Sato stressed that Mucha’s brand of nationalism was benign. “He wasn’t satisfied with pure Slavonic fundamentalism. His [nationalism] was inclusive — Slavs should contribute to the progress and peace of humanity,” Sato said.
Whether or not nationalism can ever be inclusive remains an open question — especially when one considers the chauvinism, jingoism and racism that often result from nationalist attitudes. Regardless, the paintings and sketches on display in a section of the exhibition called The Patriot leave little doubt that Mucha’s vision of nationhood was rooted both in a Slavic past as well as a broader awareness of the progress of human civilization.
France Embraces Bohemia (1918), for example, celebrates Czech independence after suffering under Austro-Hungarian rule. The oil painting, rendered in earthy, muted colors, depicts a naked woman partially covered with a shawl emblazoned with the Czech coat of arms.

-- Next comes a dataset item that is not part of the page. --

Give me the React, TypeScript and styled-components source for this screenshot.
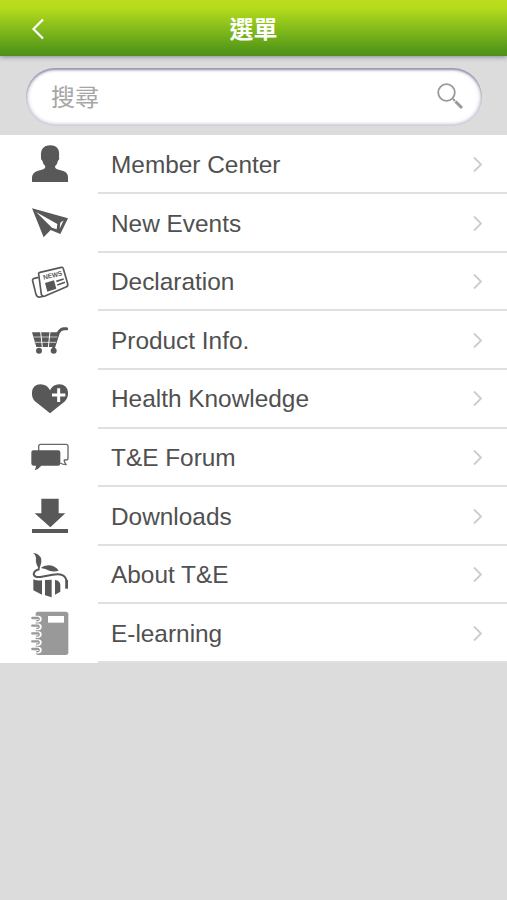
import React from "react";
import styled, { createGlobalStyle } from "styled-components";

const GlobalStyle = createGlobalStyle`
  * { box-sizing: border-box; }
  html, body { margin: 0; background: #dcdcdc; }
  body { font-family: "Liberation Sans", "Noto Sans CJK TC", sans-serif; overflow: hidden; }
`;

const Screen = styled.div`
  min-height: 100vh;
  background: #dcdcdc;
`;

const Header = styled.header`
  position: relative;
  display: grid;
  grid-template-columns: 76px 1fr 76px;
  align-items: center;
  height: 56px;
  background: linear-gradient(#b9de1c 0, #b5db1c 14%, #88bf1b 48%, #65a519 76%, #4b9017 100%);
  box-shadow: 0 1px 5px #8585a0;
`;

const BackButton = styled.button`
  display: flex;
  align-items: center;
  justify-content: center;
  height: 56px;
  padding: 2px 0 0;
  border: 0;
  background: none;
`;

const Title = styled.h1`
  margin: 0;
  color: #fff;
  font: 700 24px/36px "Noto Sans CJK TC", sans-serif;
  text-align: center;
`;

const SearchBar = styled.div`
  height: 79px;
  padding: 12px 25px 0 26px;
`;

const SearchField = styled.label`
  display: flex;
  align-items: center;
  justify-content: space-between;
  height: 58px;
  padding: 0 18px 3px 25px;
  border-radius: 29px;
  background: #fff;
  box-shadow: inset 0 2px 2px #9a9aae, inset 0 0 4px 1px #b9b9d0, inset 0 -2px 2px #ececf0;
  color: #a6a6a6;
  font: 400 24px/36px "Noto Sans CJK TC", sans-serif;
`;

const Menu = styled.nav`
  padding-top: 0.7px;
  background: #fff;
`;

const Row = styled.a`
  display: grid;
  grid-template-columns: 98px 1fr;
  height: 58.6px;
  color: #505050;
  text-decoration: none;
`;

const IconCell = styled.span`
  display: flex;
  align-items: center;
  padding: 0 0 1px 30px;
`;

const RowBody = styled.span`
  display: flex;
  align-items: center;
  justify-content: space-between;
  padding: 2px 23px 0 13px;
  border-bottom: 2px solid #e0e0e0;
`;

const Label = styled.span`
  font-size: 24.4px;
  line-height: 30px;
  white-space: nowrap;
`;

const Glyph = styled.svg`
  display: block;
  width: 40px;
  height: 48px;
  fill: #585858;
`;

const Stroke = styled.svg`
  display: block;
  fill: none;
`;

const NewsText = styled.text`
  font: 700 20px "Liberation Sans", sans-serif;
`;

type Item = { label: string; top: number; art: React.ReactNode };

const items: Item[] = [
  {
    label: "Member Center",
    top: 14,
    art: <path d="M36 140V126Q37 112 52 107L70 102Q77 99 76 93Q69 86 67 76Q61 73 63 64Q60 31 91 30Q121 31 117 64Q120 72 114 76Q112 87 105 93Q104 99 111 102L130 107Q144 112 144 126V140Z" />,
  },
  {
    label: "New Events",
    top: 190,
    art: (
      <>
        <path d="M36 218L144 248L121 295L92 283L71 305Z" />
        <path d="M48 229L112 265L110 281L96 276ZM121 261L131 254L119 279Z" fill="#fff" />
      </>
    ),
  },
  {
    label: "Declaration",
    top: 17,
    art: (
      <>
        <g fill="#fff" stroke="#585858" strokeWidth="5" strokeLinejoin="round">
          <path d="M56 75L43 78Q36 80 38 86L48 126Q51 136 61 134L76 130" />
          <path d="M56 65Q55 61 60 60L124 45Q129 44 130 49L143 94Q145 102 138 104L75 131Q67 134 64 126Z" />
        </g>
        <NewsText transform="translate(71 82) rotate(-13)" textLength="58" lengthAdjust="spacingAndGlyphs">NEWS</NewsText>
        <path d="M75 92L102 84L109 109L82 118Z" />
        <path d="M109 87L131 80M112 98L135 90" stroke="#585858" strokeWidth="5" />
      </>
    ),
  },
  {
    label: "Product Info.",
    top: 193,
    art: (
      <>
        <path d="M36 242H115L101 286H49Z" />
        <path d="M101 286L115 243Q122 231 132 231H140" fill="none" stroke="#585858" strokeWidth="9" strokeLinecap="round" />
        <path d="M39 256H112" stroke="#aaa" strokeWidth="4" />
        <path d="M42 272H108" stroke="#ccc" strokeWidth="3" />
        <path d="M62 241L67 287M90 241L85 287" stroke="#fff" strokeWidth="3" />
        <circle cx="57" cy="297" r="9" /><circle cx="101" cy="297" r="9" />
      </>
    ),
  },
  {
    label: "Health Knowledge",
    top: 15,
    art: (
      <>
        <path d="M90 130L44 93Q34 81 36 66Q39 43 61 43Q82 43 90 61Q98 43 118 43Q142 44 144 67Q145 83 135 94Z" />
        <path d="M116 55V96M96 75H136" stroke="#fff" strokeWidth="9" />
      </>
    ),
  },
  {
    label: "T&E Forum",
    top: 191,
    art: (
      <>
        <path d="M56 246V231Q56 225 62 225H138Q144 225 144 231V266Q144 272 138 272H133V277L138 286Q128 286 121 281" fill="none" stroke="#686868" strokeWidth="4" />
        <path d="M40 243H115Q121 243 121 249V282Q121 289 115 289H64Q56 299 44 303Q48 296 48 289H40Q34 289 34 282V249Q34 243 40 243Z" />
      </>
    ),
  },
  {
    label: "Downloads",
    top: 13,
    art: <path d="M64 33H116V77H136L91 119L44 77H64ZM36 124H144V136H36Z" />,
  },
  {
    label: "About T&E",
    top: 188,
    art: (
      <>
        <path d="M39 194Q53 194 62 207Q67 218 60 236L57 247Q53 242 54 237Q46 222 48 211Q48 200 39 194Z" />
        <path d="M62 239Q72 230 88 231Q107 233 116 247Q102 252 88 247Q76 241 62 239Z" />
        <path d="M58 243Q43 246 41 257Q43 268 61 266L98 259Q138 252 140 281V300" fill="none" stroke="#585858" strokeWidth="6" />
        <path d="M140 275V301" stroke="#585858" strokeWidth="8" />
        <path d="M40 273Q51 278 66 276V319L40 306ZM75 275L95 274V327L75 321ZM105 275Q121 277 121 291V310L105 319Z" />
      </>
    ),
  },
  {
    label: "E-learning",
    top: 58,
    art: (
      <>
        <path d="M54 66H137Q145 66 145 74V188Q145 196 137 196H54Q47 196 47 188V74Q47 66 54 66Z" fill="#999" />
        <path d="M84 79H132V99H84Z" fill="#fff" />
        {[85, 108, 131, 155, 178].map((y) => (
          <g key={y} fill="none" strokeLinecap="round">
            <path d={`M38 ${y}H54Q61 ${y} 58 ${y + 6}Q56 ${y + 8} 50 ${y + 7}`} stroke="#fff" strokeWidth="13" />
            <path d={`M37 ${y}H54`} stroke="#999" strokeWidth="7" />
            <path d={`M52 ${y}Q60 ${y} 57 ${y + 6}Q55 ${y + 9} 50 ${y + 8}`} stroke="#999" strokeWidth="4" />
          </g>
        ))}
      </>
    ),
  },
];

export default function App() {
  return (
    <Screen>
      <GlobalStyle />
      <Header>
        <BackButton aria-label="Back">
          <Stroke width="14" height="22" viewBox="0 0 14 22" stroke="#fff" strokeWidth="2.2">
            <path d="M12 1.5L2.5 11L12 20.5" />
          </Stroke>
        </BackButton>
        <Title>選單</Title>
      </Header>
      <SearchBar>
        <SearchField>
          <span>搜尋</span>
          <Stroke width="28" height="28" viewBox="0 0 28 28" stroke="#999">
            <circle cx="10.5" cy="10.5" r="8.3" strokeWidth="1.8" />
            <path d="M17 17L19 19" strokeWidth="2" />
            <path d="M19.5 19.5L26 26" strokeWidth="3" />
          </Stroke>
        </SearchField>
      </SearchBar>
      <Menu>
        {items.map((item) => (
          <Row key={item.label}>
            <IconCell>
              <Glyph viewBox={`30 ${item.top} 120 144`}>{item.art}</Glyph>
            </IconCell>
            <RowBody>
              <Label>{item.label}</Label>
              <Stroke width="12" height="18" viewBox="0 0 12 18" stroke="#ccc" strokeWidth="1.8">
                <path d="M2 1.5L9 8.5L2 15.5" />
              </Stroke>
            </RowBody>
          </Row>
        ))}
      </Menu>
    </Screen>
  );
}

It symbolizes the birth of the Czech nation. A figure hovers above her and wears a Phrygian cap, signifying the ideals of freedom and liberty expressed in the French Revolution. The Age of Reason, The Age of Wisdom and the Age of Love, a preliminary sketch that Mucha planned to turn into a large-scale triptych, further illustrates these ideals.
“For Mucha, these three attributes are key to human civilization,” Sato said.
Alphonse Mucha’s death in 1939, accelerated by pneumonia that he caught while imprisoned by the Nazis, prevented him from carrying out the work. But his death led to an outpouring of respect that he never received in life. John Mucha said that more than 100,000 people attended the funeral, “evidence that ordinary people loved him.”
It should be noted that the large turnout was as much a protest against Nazi occupation of Czechoslovakia as it was a tribute to the artist. It does demonstrate, however, that in death Alphonse Mucha became the kind of powerful symbol of Czech identity that his artistic efforts on behalf of the state couldn’t accomplish while he was alive.